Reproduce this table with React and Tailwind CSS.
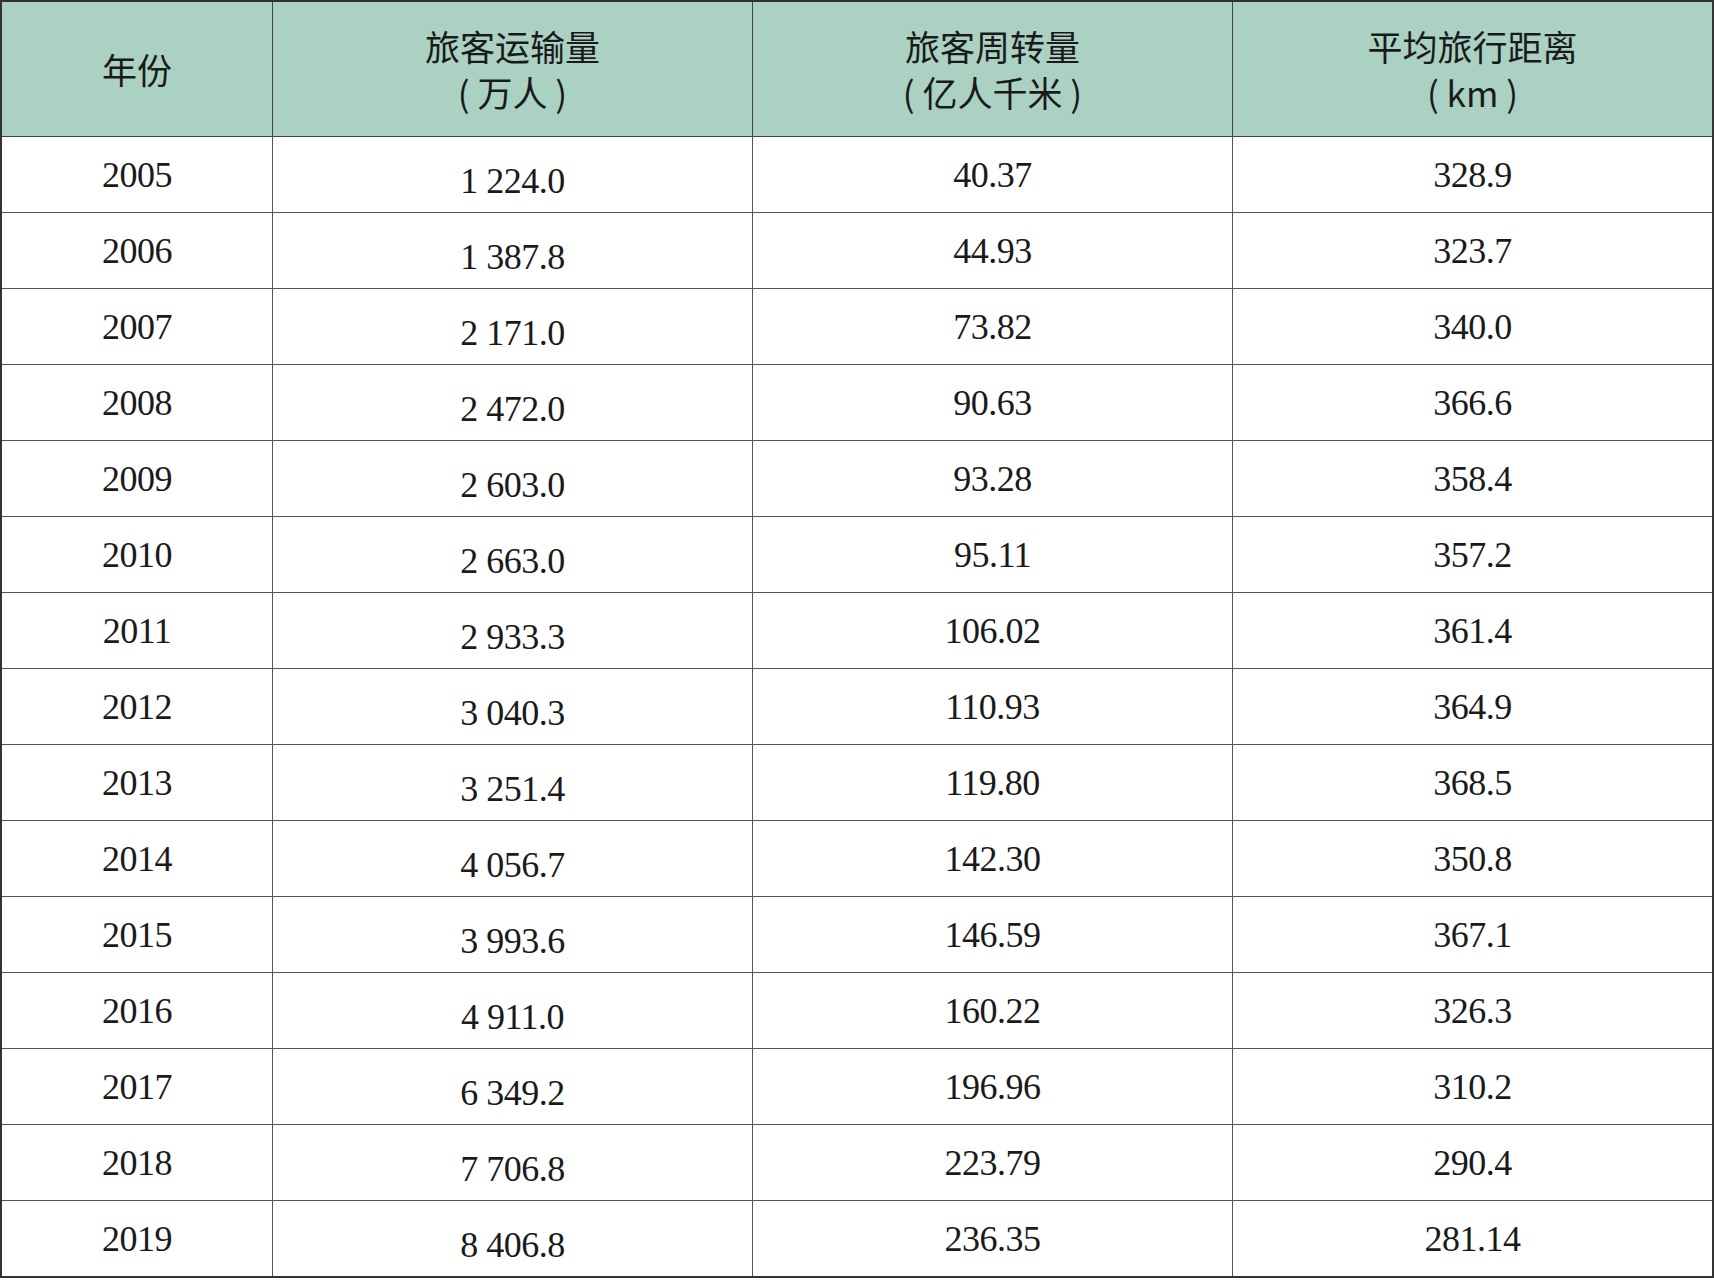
import React from "react";

const ROWS = [
  ["2005", "1 224.0", "40.37", "328.9"],
  ["2006", "1 387.8", "44.93", "323.7"],
  ["2007", "2 171.0", "73.82", "340.0"],
  ["2008", "2 472.0", "90.63", "366.6"],
  ["2009", "2 603.0", "93.28", "358.4"],
  ["2010", "2 663.0", "95.11", "357.2"],
  ["2011", "2 933.3", "106.02", "361.4"],
  ["2012", "3 040.3", "110.93", "364.9"],
  ["2013", "3 251.4", "119.80", "368.5"],
  ["2014", "4 056.7", "142.30", "350.8"],
  ["2015", "3 993.6", "146.59", "367.1"],
  ["2016", "4 911.0", "160.22", "326.3"],
  ["2017", "6 349.2", "196.96", "310.2"],
  ["2018", "7 706.8", "223.79", "290.4"],
  ["2019", "8 406.8", "236.35", "281.14"],
];

const HEAD = [
  ["年份"],
  ["旅客运输量", "( 万人 )"],
  ["旅客周转量", "( 亿人千米 )"],
  ["平均旅行距离", "( km )"],
];

const sans = "font-['Noto_Sans_CJK_SC','Noto_Sans',sans-serif]";
const serif = "font-['Liberation_Serif','Noto_Sans_CJK_SC',serif]";

export default function App() {
  return (
    <div className="w-[1714px] h-[1280px] bg-white">
      <div className="grid grid-cols-[271px_480px_480px_479px] border-2 border-[#333] text-[#1a1a1a]">
        {HEAD.map((h, i) => (
          <div
            key={i}
            className={`h-[135px] bg-[#abd1c3] border-b border-[#444] flex flex-col items-center justify-center text-[35px] font-normal ${sans} ${i < 3 ? "border-r" : ""}`}
          >
            {h.map((t, j) => (
              <div key={j} className="h-[46px] leading-[46px] overflow-visible">
                {t}
              </div>
            ))}
          </div>
        ))}
        {ROWS.map((r, ri) =>
          r.map((c, ci) => (
            <div
              key={ri + "-" + ci}
              className={`flex items-center justify-center text-[36px] tracking-[-0.5px] ${serif} border-[#555] ${ri < ROWS.length - 1 ? "h-[76px] border-b" : "h-[75px]"} ${ci < 3 ? "border-r" : ""} ${ci === 1 ? "pt-[12px]" : ""}`}
            >
              {c}
            </div>
          ))
        )}
      </div>
    </div>
  );
}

┄┄┄┄┄┄┄┄┄┄

Exercise requirements: Leave the pictures out, and print every line of the listing exactly as written.

Output of the exercise:
Reproduce this table with React and Tailwind CSS.
import React from "react";

const ROWS = [
  ["2005", "1 224.0", "40.37", "328.9"],
  ["2006", "1 387.8", "44.93", "323.7"],
  ["2007", "2 171.0", "73.82", "340.0"],
  ["2008", "2 472.0", "90.63", "366.6"],
  ["2009", "2 603.0", "93.28", "358.4"],
  ["2010", "2 663.0", "95.11", "357.2"],
  ["2011", "2 933.3", "106.02", "361.4"],
  ["2012", "3 040.3", "110.93", "364.9"],
  ["2013", "3 251.4", "119.80", "368.5"],
  ["2014", "4 056.7", "142.30", "350.8"],
  ["2015", "3 993.6", "146.59", "367.1"],
  ["2016", "4 911.0", "160.22", "326.3"],
  ["2017", "6 349.2", "196.96", "310.2"],
  ["2018", "7 706.8", "223.79", "290.4"],
  ["2019", "8 406.8", "236.35", "281.14"],
];

const HEAD = [
  ["年份"],
  ["旅客运输量", "( 万人 )"],
  ["旅客周转量", "( 亿人千米 )"],
  ["平均旅行距离", "( km )"],
];

const sans = "font-['Noto_Sans_CJK_SC','Noto_Sans',sans-serif]";
const serif = "font-['Liberation_Serif','Noto_Sans_CJK_SC',serif]";

export default function App() {
  return (
    <div className="w-[1714px] h-[1280px] bg-white">
      <div className="grid grid-cols-[271px_480px_480px_479px] border-2 border-[#333] text-[#1a1a1a]">
        {HEAD.map((h, i) => (
          <div
            key={i}
            className={`h-[135px] bg-[#abd1c3] border-b border-[#444] flex flex-col items-center justify-center text-[35px] font-normal ${sans} ${i < 3 ? "border-r" : ""}`}
          >
            {h.map((t, j) => (
              <div key={j} className="h-[46px] leading-[46px] overflow-visible">
                {t}
              </div>
            ))}
          </div>
        ))}
        {ROWS.map((r, ri) =>
          r.map((c, ci) => (
            <div
              key={ri + "-" + ci}
              className={`flex items-center justify-center text-[36px] tracking-[-0.5px] ${serif} border-[#555] ${ri < ROWS.length - 1 ? "h-[76px] border-b" : "h-[75px]"} ${ci < 3 ? "border-r" : ""} ${ci === 1 ? "pt-[12px]" : ""}`}
            >
              {c}
            </div>
          ))
        )}
      </div>
    </div>
  );
}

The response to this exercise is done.